The Welfare and Social Service Planning Advisory Committee has found that aside from babysitting services which a mother might hire, some preschool classes which operate only during part of the day, and a private nursery school, there are no facilities or programs to provide child care and preschool experiences for children of working mothers or for children from deprived and disrupted homes. The committee also reported there is evidence of a great number of second and third generation welfare families in the welfare process.

The annual dance revue of the Cooper School of Dance, entitled “Mod, Mod World” was presented at Danville High School. All proceeds from the event were donated to the Danville Day Care Center. Directed by Mrs. Imelda Cooper, the unusually large crowd was generous with its applause. An outstanding spectacle was the “Flower Children” Pam Baker, Robin Barnes, Lisa Gibson, Robin Hines, Kelly McGuire, Debbie Fox, Edward Saunooke, Deborah Cooper, Imelda Wise, Belva Claunch, Mary Beth Sharp, Tammye Arnold and Tina Carter. The dancers wore mod mini dresses, hippie wigs, love beads, sunglasses and tall boots.

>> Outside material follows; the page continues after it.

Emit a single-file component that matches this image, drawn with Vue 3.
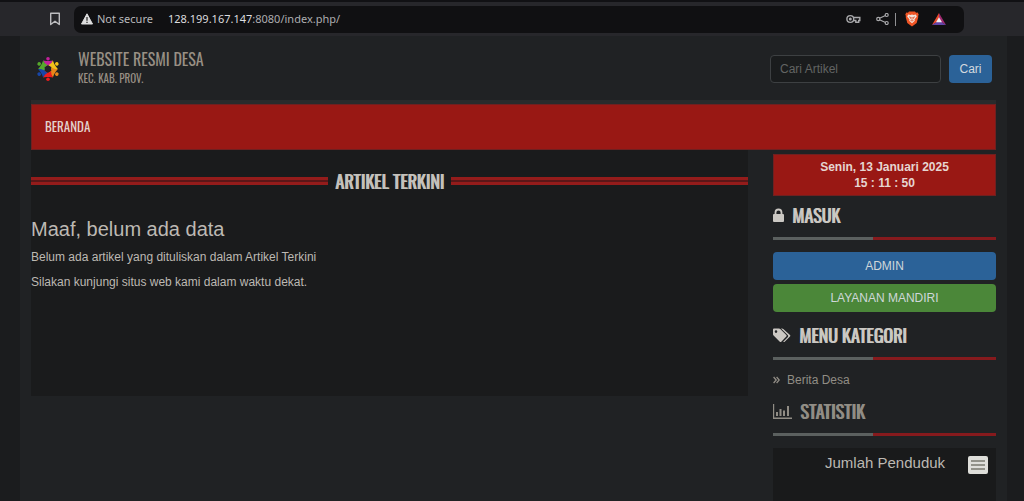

A suit asking that all votes in the Representatives’ race in Precinct 15 in Boyle County be declared null and void because of irregularities has been filed in Boyle Circuit Court by Cecil Arnold, of Lancaster, who was defeated in the primary by 10 votes by incumbent Howard Hunt. Voting in precinct 15 was held at the Bargain Center on Walnut Street. Rep. Hunt is seeking his fourth term in the 50th legislative district, comprised of Boyle and Garrard counties.

25 YEARS AGO — 1994

Police have tracked two escapees from the Boyle County jail to Herrington Lake but still have not caught them. The men, who broke out early Tuesday, allegedly burglarized a cabin on the lake, stole a boat and then drove away in a van.

Combining the Danville and Boyle County school districts wouldn’t help find more space for students, the Danville facility committee learned. Discussion of a merger came up earlier this year. Under Kentucky law, in order for the two school systems to combine, Danville school board would have to vote to dissolve the Danville Independent District. Then it would become part of the Boyle County system. The merger would not create extra space for either system. The Danville schools has close to 1,900 students and the Boyle County system has about 2,600 students.

The advertisement for a new Kentucky School for the Deaf superintendent calls for experience in deaf education and fluency in American Sign Language but it doesn’t mention deafness as a qualification. However, the chairman of the committee which came up with the qualifications and will screen candidates recently said he would prefer the state to hire someone deaf.